Karena dua kepentingan di atas, maka muncul ide dual mode. Ada unit yang tugasnya menjaga keberlangsungan produk dan layanan lama, dan ada unit yang tugasnya berinovasi menghasilkan produk dan layanan baru.
Nah selanjutnya kita akan bicara tentang unit yang kedua, karena di situ letak tantangannya bagi perusahaan besar sebagaimana penulis sebutkan di bagian awal tulisan ini. Tantangannya adalah setidaknya harus menjawab pertanyaan: seperti apa unit inovasi itu, dan bagaimana cara kerjanya agar inovasi bisa tumbuh dengan baik.

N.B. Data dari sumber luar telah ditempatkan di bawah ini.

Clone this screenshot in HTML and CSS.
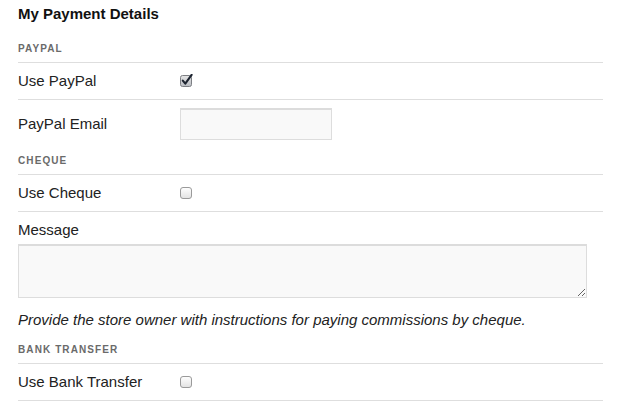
FILE: index.html
```html
<!DOCTYPE html>
<html>
<head>
<meta charset="utf-8">
<link rel="stylesheet" href="styles.css">
</head>
<body>
<div class="page">
  <h2 class="title">My Payment Details</h2>

  <div class="section-head">PayPal</div>
  <div class="row">
    <label class="label">Use PayPal</label>
    <span class="check checked">
      <svg width="13" height="13" viewBox="0 0 13 13">
        <defs>
          <linearGradient id="g1" x1="0" y1="0" x2="0" y2="1">
            <stop offset="0" stop-color="#e6e6e6"/>
            <stop offset="1" stop-color="#b9bcc2"/>
          </linearGradient>
        </defs>
        <rect x="0.5" y="1.5" width="11" height="11" rx="2" fill="url(#g1)" stroke="#7d7f84"/>
        <path d="M2.8 6.6 L5.3 9.6 L11.6 0.8" fill="none" stroke="#1d2430" stroke-width="2.1" stroke-linecap="round" stroke-linejoin="round"/>
      </svg>
    </span>
  </div>
  <div class="row row-field">
    <label class="label">PayPal Email</label>
    <input class="text-input" type="text">
  </div>

  <div class="section-head">Cheque</div>
  <div class="row">
    <label class="label">Use Cheque</label>
    <span class="check">
      <svg width="13" height="13" viewBox="0 0 13 13">
        <defs>
          <linearGradient id="g2" x1="0" y1="0" x2="0" y2="1">
            <stop offset="0" stop-color="#ffffff"/>
            <stop offset="1" stop-color="#e2e2e2"/>
          </linearGradient>
        </defs>
        <rect x="0.5" y="1.5" width="11" height="11" rx="2.5" fill="url(#g2)" stroke="#9a9a9a"/>
      </svg>
    </span>
  </div>
  <div class="block">
    <label class="block-label">Message</label>
    <textarea class="textarea"></textarea>
    <p class="desc">Provide the store owner with instructions for paying commissions by cheque.</p>
  </div>

  <div class="section-head">Bank Transfer</div>
  <div class="row">
    <label class="label">Use Bank Transfer</label>
    <span class="check">
      <svg width="13" height="13" viewBox="0 0 13 13">
        <defs>
          <linearGradient id="g3" x1="0" y1="0" x2="0" y2="1">
            <stop offset="0" stop-color="#ffffff"/>
            <stop offset="1" stop-color="#e2e2e2"/>
          </linearGradient>
        </defs>
        <rect x="0.5" y="1.5" width="11" height="11" rx="2.5" fill="url(#g3)" stroke="#9a9a9a"/>
      </svg>
    </span>
  </div>
</div>
</body>
</html>
```

FILE: styles.css
```css
html, body {
  margin: 0;
  padding: 0;
  background: #ffffff;
}

body {
  font-family: "Liberation Sans", Arial, Helvetica, sans-serif;
  color: #222222;
}

.page {
  width: 585px;
  padding: 0 0 0 18px;
}

.title {
  margin: 0;
  height: 28px;
  line-height: 28px;
  font-size: 15px;
  font-weight: bold;
  color: #111111;
}

.section-head {
  padding: 14px 0 6px;
  line-height: 14px;
  font-size: 10px;
  font-weight: bold;
  letter-spacing: 1.1px;
  text-transform: uppercase;
  color: #6a6a6a;
  border-bottom: 1px solid #dedede;
}

.row {
  display: flex;
  align-items: center;
  height: 36px;
  border-bottom: 1px solid #dedede;
}

.row-field {
  height: auto;
  padding-top: 8px;
  border-bottom: none;
}

.label {
  width: 162px;
  flex: none;
  font-size: 15px;
  line-height: 18px;
  color: #222222;
}

.check {
  display: flex;
  width: 13px;
  height: 13px;
  margin-left: 0;
  margin-top: -1px;
}

.text-input {
  box-sizing: border-box;
  width: 152px;
  height: 32px;
  margin: 0;
  padding: 4px 6px;
  background: #f9f9f9;
  border: 1px solid #dddddd;
  border-top: 2px solid #dcdcdc;
  border-radius: 0;
  font-family: inherit;
  font-size: 14px;
  outline: none;
}

.block {
  display: flex;
  flex-direction: column;
  padding-bottom: 1px;
}

.block-label {
  padding-top: 10px;
  font-size: 15px;
  line-height: 16px;
  color: #222222;
}

.textarea {
  box-sizing: border-box;
  display: block;
  width: 569px;
  height: 54px;
  margin: 6px 0 0;
  padding: 4px 6px;
  background: #f9f9f9;
  border: 1px solid #dddddd;
  border-top: 2px solid #dcdcdc;
  border-radius: 0;
  font-family: inherit;
  font-size: 14px;
  resize: both;
  outline: none;
}

.desc {
  margin: 14px 0 0;
  font-size: 15px;
  line-height: 16px;
  font-style: italic;
  color: #222222;
}
```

Maka dipelajarilah start-up, dan coba terapkan apa yang ada di sana. Secara struktur organisasi dapat dibentuk Tribe-tribe yang berperan sebagai organisasi mandiri untuk melakukan pengembangan produk/layanan, go to market, dan mengoperasikannya. Lalu dari sisi cara kerja, satu hal yang sudah sering kita dengar adalah agile methodology, yang berangkat dari kesadaran bahwa perubahan begitu cepat, sehingga jika menggunakan cara lama pengembangan produk yaitu waterfall, maka sangat mungkin terjadi, ketika produk selesai dibuat, produk tersebut tidak terpakai oleh user karena kebutuhannya sudah berubah.
Apa yang perlu dilakukan unit ini agar agility itu terjadi? Menurut Ekipa, ada 5 hal utama yang perlu ditransformasikan agar sebuah perusahaan menjadi agile organization:
- Long term planning to Iterative work
Dari perencanaan jangka panjang menjadi rencana jangka pendek yang selalu diiterasi (inspect, dan adapt). - Silos/ departments to cross functional team
Dari organisasi yang dikotak-kotakkan berdasarkan fungsi menjadi project-project yang masing-masingnya berisi orang -orang lintas fungsi. - From command & control to self organization
Dari bekerja berdasarkan penugasan atau arahan atasan menjadi berinisiatif, proaktif dan memutuskan sendiri. - Inside out to Customer drives innovation
Dari membangun produk berdasarkan ide produsen menjadi berdasarkan keinginan pelanggan. - Output, ‘doing my job’ to end 2 end accountability
Dari kerja ego sentral (yang penting tanggung jawab saya selesai) menjadi kerja team yang harus menuntaskan keseluruhan tanggung jawab.
Tantangan Agile Organization
Mewujudkan agile organization yang bisa merealisasikan ide-ide di atas di sebuah perusahaan besar tentu tak mudah. Setidaknya ada beberapa tantangan yang harus dihadapi dan dicarikan solusinya, di antaranya:
- Squad yang berisi cross functional team sejauh ini baru memungkinkan bagi fungsi-fungsi IT, dan mungkin marketing, tapi terbentur compliance jika terkait fungsi-fungsi support seperti procurement, finance, legal, HR recruitment. Di sana ada aturan mengenai segregation of duties, fraud prevention dan hal-hal lain terkait risk management.
- Konsep self direction/ self driven memerlukan team member yang kompeten dan berdedikasi tinggi. Masih banyak PR jika team member-nya kebanyakan junior, yang masih harus banyak belajar dan belum punya cukup motivasi dari dalam diri sendiri.
Untuk mengubah regulasi yang terkait compliance, dalam pandangan penulis sulit diwujudkan oleh perusahaan publik, karena perusahan diaudit oleh auditor publik dan harus tunduk kepada banyak aturan eksternal. Akan lebih mudah jika mode agile ini dieksekusi di anak perusahaan. Dan masing-masing Tribe sebagai unit inovasi yang berisi squad-squad pengembangan produk/ layanan bisa menjadi cucu perusahaan yang diberi modal lalu diberi keleluasaan melakukan rekrut karyawan, membuka rekening, dan lain-lain. Lebih menarik lagi jika tim inti dari tribe tersebut sebagai para founder-nya diberi share atau saham atas perusahaan yang dikelolanya.